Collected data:
______________________________

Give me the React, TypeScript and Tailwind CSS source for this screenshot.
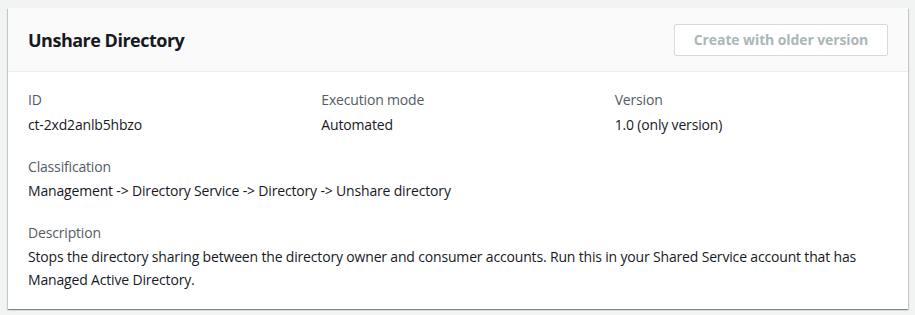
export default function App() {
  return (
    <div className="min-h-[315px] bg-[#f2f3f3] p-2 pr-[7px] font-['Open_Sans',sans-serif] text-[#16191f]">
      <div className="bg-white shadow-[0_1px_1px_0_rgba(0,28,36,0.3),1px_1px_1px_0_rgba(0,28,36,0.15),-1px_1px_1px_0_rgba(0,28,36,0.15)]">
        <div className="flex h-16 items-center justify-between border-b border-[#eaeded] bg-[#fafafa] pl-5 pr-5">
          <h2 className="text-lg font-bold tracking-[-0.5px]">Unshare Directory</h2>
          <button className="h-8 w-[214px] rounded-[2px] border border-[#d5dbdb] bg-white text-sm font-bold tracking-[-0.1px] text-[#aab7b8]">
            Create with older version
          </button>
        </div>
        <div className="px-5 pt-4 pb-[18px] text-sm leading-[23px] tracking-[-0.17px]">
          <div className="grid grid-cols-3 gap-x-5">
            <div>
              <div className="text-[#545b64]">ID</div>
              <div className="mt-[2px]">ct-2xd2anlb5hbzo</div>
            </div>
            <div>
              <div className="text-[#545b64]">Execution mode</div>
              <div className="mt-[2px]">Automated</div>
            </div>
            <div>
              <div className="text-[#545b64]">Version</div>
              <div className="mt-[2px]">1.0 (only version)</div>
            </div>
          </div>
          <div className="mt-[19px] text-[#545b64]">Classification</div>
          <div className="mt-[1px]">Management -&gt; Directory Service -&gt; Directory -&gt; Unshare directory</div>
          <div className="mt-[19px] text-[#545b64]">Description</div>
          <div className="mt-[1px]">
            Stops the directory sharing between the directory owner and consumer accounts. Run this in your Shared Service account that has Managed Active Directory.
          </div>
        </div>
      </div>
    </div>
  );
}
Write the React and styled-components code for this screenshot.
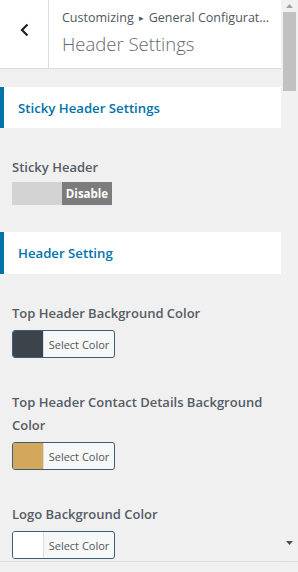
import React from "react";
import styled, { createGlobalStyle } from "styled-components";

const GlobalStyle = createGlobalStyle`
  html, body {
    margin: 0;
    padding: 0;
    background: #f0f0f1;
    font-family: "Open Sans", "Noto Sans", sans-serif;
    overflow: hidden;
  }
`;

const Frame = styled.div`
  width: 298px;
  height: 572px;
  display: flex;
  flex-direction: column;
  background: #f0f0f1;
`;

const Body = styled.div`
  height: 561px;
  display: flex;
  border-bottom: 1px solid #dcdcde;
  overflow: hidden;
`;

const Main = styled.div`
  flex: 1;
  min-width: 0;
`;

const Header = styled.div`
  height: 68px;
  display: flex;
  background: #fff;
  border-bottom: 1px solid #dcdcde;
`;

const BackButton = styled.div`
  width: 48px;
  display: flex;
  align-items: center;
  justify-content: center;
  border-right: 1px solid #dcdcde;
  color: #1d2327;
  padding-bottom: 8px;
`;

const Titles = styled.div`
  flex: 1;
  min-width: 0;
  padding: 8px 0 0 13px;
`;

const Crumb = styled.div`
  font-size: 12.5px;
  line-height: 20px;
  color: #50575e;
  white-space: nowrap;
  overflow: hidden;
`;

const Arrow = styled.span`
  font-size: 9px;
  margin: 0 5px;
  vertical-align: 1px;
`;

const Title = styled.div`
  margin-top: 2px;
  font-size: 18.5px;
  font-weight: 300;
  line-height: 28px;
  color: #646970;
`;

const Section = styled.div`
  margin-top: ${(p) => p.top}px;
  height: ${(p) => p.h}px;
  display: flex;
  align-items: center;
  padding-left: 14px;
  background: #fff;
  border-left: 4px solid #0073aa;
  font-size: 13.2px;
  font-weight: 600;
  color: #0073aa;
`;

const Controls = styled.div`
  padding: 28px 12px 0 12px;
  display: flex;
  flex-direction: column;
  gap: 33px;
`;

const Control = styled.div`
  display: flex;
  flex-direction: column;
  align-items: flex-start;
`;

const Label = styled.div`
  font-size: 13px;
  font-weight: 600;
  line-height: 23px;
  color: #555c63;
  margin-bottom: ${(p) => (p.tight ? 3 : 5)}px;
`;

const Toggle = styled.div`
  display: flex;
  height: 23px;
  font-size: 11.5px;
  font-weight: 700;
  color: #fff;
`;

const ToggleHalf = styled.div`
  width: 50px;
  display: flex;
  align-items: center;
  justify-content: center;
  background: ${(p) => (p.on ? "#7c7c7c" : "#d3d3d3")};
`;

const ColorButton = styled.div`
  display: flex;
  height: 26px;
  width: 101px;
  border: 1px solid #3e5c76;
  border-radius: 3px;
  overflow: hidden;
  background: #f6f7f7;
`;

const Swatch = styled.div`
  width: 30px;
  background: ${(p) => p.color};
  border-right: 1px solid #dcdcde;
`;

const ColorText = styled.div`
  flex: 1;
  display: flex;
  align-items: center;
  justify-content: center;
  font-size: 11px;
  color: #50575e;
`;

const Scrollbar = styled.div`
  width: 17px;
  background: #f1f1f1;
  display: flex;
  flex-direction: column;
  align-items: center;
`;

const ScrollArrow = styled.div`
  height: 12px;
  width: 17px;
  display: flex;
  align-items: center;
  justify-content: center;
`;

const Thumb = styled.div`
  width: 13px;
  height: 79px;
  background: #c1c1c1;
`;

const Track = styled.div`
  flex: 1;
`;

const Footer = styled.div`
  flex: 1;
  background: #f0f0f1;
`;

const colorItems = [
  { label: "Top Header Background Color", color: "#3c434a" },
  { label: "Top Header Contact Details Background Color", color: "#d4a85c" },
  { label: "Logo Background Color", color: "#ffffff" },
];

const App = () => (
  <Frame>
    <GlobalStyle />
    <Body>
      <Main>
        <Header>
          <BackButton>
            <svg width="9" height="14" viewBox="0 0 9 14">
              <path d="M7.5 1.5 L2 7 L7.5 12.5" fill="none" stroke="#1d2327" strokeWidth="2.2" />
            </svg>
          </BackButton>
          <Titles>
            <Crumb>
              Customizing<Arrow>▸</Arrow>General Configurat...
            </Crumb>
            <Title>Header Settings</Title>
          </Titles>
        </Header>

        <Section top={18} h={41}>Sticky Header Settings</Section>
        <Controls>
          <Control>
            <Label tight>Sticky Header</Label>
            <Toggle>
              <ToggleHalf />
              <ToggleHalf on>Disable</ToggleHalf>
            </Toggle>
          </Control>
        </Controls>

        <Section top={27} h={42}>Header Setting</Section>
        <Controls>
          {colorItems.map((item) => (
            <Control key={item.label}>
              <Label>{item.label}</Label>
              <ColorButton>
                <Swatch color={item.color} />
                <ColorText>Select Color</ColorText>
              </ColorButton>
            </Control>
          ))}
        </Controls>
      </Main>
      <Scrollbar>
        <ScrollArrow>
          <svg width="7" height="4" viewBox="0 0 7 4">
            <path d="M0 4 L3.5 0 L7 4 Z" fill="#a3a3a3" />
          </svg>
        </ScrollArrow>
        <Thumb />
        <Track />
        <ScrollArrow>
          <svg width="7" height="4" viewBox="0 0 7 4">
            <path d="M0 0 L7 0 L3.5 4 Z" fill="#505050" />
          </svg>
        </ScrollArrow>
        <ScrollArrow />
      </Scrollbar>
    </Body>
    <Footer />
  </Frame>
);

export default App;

______________________________

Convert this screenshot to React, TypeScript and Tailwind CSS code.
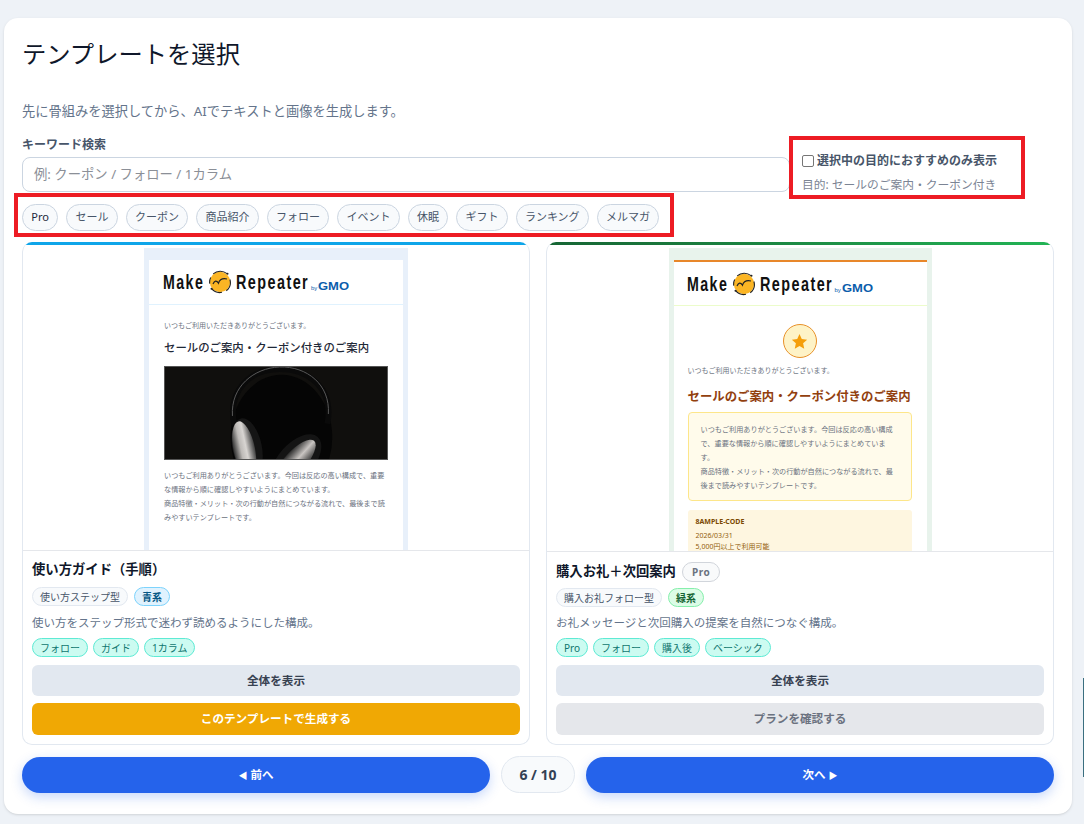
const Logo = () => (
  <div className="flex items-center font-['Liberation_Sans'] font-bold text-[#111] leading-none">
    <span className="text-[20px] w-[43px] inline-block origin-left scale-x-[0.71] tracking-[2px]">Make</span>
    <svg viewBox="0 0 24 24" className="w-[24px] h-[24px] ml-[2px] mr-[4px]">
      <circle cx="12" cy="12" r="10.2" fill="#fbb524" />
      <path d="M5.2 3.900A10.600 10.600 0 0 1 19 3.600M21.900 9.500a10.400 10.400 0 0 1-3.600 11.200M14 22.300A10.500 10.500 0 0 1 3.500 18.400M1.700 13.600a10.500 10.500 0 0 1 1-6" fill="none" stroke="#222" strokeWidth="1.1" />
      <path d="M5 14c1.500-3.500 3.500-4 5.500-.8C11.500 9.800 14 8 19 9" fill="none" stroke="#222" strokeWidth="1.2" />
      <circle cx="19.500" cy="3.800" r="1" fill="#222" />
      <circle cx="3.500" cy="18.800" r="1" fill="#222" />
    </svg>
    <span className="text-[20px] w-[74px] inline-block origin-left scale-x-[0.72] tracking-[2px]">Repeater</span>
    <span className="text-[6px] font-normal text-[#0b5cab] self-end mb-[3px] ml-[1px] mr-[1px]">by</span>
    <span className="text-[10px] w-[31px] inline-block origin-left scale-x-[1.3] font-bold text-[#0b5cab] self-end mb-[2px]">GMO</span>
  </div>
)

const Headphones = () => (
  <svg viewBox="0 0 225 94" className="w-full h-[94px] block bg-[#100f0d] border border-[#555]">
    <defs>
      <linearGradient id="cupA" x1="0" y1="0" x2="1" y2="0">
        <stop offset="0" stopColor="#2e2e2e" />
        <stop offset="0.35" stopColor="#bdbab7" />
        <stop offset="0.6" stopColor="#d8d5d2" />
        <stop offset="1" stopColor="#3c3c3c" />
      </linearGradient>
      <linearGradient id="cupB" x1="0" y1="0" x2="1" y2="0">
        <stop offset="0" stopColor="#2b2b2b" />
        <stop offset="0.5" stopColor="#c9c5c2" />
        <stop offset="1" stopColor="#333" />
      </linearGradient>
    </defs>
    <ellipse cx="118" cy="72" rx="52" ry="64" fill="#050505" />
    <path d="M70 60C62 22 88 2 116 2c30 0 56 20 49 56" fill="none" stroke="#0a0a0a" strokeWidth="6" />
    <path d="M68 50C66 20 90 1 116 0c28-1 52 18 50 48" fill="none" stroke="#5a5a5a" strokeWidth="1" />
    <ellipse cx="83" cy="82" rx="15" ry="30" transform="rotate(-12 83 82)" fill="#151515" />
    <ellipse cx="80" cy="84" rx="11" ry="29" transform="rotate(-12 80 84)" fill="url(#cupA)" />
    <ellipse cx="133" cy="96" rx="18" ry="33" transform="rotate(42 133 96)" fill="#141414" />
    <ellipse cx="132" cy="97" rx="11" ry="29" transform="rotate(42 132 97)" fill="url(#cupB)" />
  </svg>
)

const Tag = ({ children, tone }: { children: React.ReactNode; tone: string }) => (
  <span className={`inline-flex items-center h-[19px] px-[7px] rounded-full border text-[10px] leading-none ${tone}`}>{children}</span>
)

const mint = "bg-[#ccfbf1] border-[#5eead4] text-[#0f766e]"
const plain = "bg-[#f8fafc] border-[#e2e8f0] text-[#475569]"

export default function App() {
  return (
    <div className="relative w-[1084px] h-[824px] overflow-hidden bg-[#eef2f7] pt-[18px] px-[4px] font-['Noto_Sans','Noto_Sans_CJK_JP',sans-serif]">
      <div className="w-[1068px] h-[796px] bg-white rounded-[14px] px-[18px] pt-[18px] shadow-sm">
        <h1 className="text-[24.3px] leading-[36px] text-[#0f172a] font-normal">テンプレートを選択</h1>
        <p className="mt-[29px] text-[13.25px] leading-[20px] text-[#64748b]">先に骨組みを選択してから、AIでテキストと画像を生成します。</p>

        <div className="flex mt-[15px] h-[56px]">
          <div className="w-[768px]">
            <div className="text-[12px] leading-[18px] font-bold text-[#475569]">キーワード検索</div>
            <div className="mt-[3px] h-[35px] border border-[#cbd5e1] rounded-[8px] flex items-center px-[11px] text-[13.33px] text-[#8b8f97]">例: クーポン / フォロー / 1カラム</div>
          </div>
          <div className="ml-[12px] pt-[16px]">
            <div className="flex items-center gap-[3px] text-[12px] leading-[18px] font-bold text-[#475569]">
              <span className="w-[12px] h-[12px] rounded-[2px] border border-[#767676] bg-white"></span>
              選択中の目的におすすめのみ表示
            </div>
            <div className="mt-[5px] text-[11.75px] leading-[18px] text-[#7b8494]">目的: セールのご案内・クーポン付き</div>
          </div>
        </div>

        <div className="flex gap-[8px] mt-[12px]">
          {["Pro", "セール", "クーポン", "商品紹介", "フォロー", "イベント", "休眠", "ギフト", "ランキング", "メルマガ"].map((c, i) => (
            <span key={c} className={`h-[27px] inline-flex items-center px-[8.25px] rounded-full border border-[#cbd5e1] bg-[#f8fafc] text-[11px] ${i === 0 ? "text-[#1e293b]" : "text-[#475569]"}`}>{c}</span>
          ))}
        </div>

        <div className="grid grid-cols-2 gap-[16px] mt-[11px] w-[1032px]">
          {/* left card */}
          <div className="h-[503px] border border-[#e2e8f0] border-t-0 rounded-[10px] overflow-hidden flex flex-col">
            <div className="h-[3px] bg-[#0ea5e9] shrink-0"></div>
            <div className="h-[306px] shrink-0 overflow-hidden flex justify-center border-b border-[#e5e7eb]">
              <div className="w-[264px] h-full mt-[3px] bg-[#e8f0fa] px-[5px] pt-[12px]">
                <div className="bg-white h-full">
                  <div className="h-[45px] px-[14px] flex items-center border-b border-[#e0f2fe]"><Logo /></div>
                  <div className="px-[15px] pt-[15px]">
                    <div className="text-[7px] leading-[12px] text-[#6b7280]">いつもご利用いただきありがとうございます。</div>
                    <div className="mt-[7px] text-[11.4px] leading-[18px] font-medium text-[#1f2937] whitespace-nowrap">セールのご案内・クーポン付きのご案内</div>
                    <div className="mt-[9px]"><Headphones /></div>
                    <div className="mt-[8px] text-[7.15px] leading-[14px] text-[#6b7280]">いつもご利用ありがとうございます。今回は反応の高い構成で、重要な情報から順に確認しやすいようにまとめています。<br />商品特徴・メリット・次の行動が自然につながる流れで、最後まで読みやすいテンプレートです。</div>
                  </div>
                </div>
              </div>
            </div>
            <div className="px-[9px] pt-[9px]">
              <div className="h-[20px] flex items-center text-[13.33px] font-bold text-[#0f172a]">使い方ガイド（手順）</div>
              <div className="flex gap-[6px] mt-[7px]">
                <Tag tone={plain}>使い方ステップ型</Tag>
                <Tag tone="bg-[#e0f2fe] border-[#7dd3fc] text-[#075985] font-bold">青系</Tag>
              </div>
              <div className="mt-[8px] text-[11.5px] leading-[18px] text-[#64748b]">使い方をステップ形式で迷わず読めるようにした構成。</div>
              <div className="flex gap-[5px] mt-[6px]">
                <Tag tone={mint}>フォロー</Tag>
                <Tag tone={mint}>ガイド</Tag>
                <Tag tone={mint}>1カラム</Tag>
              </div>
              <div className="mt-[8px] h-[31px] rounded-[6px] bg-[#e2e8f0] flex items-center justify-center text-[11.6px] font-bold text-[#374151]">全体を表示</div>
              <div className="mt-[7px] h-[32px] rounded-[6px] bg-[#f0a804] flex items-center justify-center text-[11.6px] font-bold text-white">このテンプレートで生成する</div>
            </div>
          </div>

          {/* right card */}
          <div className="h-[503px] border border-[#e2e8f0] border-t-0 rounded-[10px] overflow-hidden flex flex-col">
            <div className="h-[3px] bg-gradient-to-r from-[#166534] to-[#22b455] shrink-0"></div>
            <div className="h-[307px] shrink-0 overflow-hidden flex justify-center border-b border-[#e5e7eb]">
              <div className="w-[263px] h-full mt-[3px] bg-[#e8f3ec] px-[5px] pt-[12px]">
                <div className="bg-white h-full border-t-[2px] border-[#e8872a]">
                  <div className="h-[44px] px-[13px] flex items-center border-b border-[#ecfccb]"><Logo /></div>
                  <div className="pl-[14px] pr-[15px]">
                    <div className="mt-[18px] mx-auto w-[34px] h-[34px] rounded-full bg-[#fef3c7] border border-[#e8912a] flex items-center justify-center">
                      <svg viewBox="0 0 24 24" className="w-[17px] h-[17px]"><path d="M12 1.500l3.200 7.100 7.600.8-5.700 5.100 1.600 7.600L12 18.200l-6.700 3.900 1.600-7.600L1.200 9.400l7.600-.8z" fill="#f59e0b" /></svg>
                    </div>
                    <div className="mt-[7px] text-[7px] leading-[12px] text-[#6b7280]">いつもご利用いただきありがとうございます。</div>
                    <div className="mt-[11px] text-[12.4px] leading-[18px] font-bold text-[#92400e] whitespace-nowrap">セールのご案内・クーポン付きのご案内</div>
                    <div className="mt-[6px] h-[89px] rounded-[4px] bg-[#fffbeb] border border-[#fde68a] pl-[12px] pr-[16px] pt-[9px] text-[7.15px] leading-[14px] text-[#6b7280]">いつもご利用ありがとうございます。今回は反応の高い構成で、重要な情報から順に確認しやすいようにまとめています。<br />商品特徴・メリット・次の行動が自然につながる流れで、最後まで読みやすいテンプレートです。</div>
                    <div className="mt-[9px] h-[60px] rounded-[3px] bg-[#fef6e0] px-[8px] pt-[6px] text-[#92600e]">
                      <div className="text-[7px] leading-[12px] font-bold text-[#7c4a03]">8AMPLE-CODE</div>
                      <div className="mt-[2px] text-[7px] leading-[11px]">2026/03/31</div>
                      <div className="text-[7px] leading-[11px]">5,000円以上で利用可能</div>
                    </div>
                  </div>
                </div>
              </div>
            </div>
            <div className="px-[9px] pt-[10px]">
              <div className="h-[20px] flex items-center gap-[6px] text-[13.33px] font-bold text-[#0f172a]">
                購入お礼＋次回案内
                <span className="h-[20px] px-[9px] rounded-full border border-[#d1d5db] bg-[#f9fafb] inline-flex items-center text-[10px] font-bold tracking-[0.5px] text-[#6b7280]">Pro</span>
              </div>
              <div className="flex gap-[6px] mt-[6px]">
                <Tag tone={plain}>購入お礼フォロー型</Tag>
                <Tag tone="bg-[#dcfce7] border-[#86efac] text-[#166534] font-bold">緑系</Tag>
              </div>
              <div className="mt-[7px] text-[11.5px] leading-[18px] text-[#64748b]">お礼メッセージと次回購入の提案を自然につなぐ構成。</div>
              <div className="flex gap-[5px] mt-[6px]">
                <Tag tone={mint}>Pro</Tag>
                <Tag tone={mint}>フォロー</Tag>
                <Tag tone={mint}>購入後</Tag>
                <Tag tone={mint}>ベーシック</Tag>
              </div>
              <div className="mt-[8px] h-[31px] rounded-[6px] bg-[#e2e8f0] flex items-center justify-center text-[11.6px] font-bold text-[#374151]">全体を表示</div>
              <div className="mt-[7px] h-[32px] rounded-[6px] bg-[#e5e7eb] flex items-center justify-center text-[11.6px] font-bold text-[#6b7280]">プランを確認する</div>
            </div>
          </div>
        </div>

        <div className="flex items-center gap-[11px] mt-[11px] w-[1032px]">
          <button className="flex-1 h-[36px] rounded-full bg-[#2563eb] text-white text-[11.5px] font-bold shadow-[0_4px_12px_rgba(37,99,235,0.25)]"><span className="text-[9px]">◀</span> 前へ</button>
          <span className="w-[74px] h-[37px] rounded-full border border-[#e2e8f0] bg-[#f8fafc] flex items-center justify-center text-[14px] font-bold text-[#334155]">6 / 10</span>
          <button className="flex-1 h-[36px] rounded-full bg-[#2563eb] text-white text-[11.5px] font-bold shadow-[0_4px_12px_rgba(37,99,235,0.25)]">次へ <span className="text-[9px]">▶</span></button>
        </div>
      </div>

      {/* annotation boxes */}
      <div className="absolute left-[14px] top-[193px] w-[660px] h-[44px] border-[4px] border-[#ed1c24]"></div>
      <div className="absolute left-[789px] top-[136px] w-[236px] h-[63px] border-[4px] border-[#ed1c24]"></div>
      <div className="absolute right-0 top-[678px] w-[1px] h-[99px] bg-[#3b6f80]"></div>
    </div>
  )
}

______________________________

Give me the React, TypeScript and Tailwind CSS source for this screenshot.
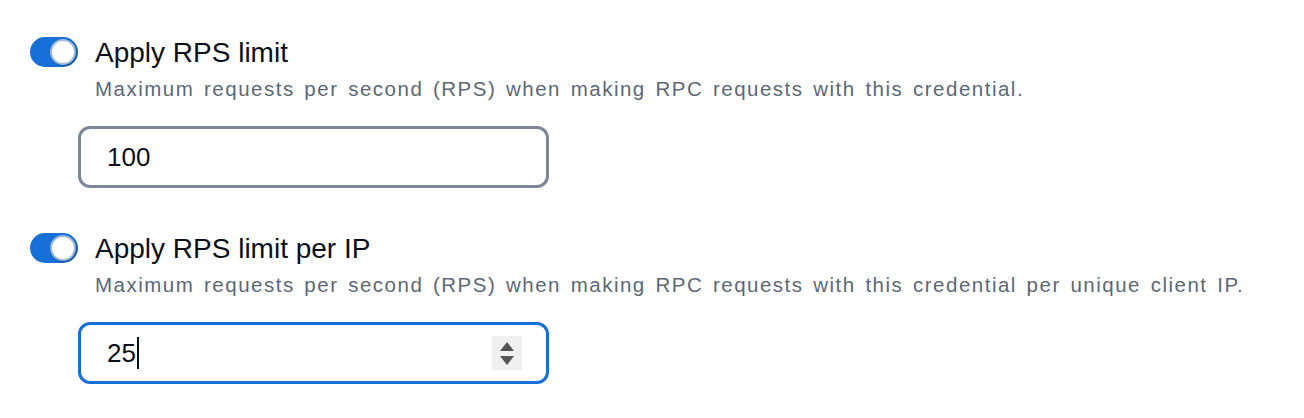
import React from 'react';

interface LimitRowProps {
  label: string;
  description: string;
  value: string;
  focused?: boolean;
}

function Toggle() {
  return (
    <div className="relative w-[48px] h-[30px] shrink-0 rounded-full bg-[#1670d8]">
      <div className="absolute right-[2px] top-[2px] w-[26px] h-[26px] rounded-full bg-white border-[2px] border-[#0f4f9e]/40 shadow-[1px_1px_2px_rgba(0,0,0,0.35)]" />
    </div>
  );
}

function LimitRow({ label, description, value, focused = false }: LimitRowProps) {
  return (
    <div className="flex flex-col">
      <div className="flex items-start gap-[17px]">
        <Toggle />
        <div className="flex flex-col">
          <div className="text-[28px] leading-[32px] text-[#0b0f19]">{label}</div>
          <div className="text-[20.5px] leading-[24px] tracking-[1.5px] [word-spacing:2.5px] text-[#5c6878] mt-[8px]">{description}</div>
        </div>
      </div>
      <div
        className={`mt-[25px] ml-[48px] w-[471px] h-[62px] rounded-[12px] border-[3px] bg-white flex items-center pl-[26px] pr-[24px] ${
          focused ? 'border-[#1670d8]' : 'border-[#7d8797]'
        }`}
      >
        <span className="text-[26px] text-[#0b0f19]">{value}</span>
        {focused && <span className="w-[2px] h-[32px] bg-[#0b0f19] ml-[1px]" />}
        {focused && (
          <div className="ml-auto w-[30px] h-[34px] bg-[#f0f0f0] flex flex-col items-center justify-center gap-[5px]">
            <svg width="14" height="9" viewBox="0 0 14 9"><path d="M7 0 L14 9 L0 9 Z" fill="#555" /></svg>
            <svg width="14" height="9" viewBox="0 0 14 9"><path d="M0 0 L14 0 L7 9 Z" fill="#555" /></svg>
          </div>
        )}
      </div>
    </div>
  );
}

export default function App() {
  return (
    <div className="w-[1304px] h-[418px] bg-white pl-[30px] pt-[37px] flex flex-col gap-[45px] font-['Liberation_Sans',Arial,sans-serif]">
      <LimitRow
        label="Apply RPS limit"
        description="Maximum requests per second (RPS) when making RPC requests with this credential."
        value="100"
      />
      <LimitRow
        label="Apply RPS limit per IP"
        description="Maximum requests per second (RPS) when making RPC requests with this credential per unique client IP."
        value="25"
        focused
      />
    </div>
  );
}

______________________________

* What you will do
Each line of the material that holds the string "screenshot" counts once; give the total alone.

* Task result
4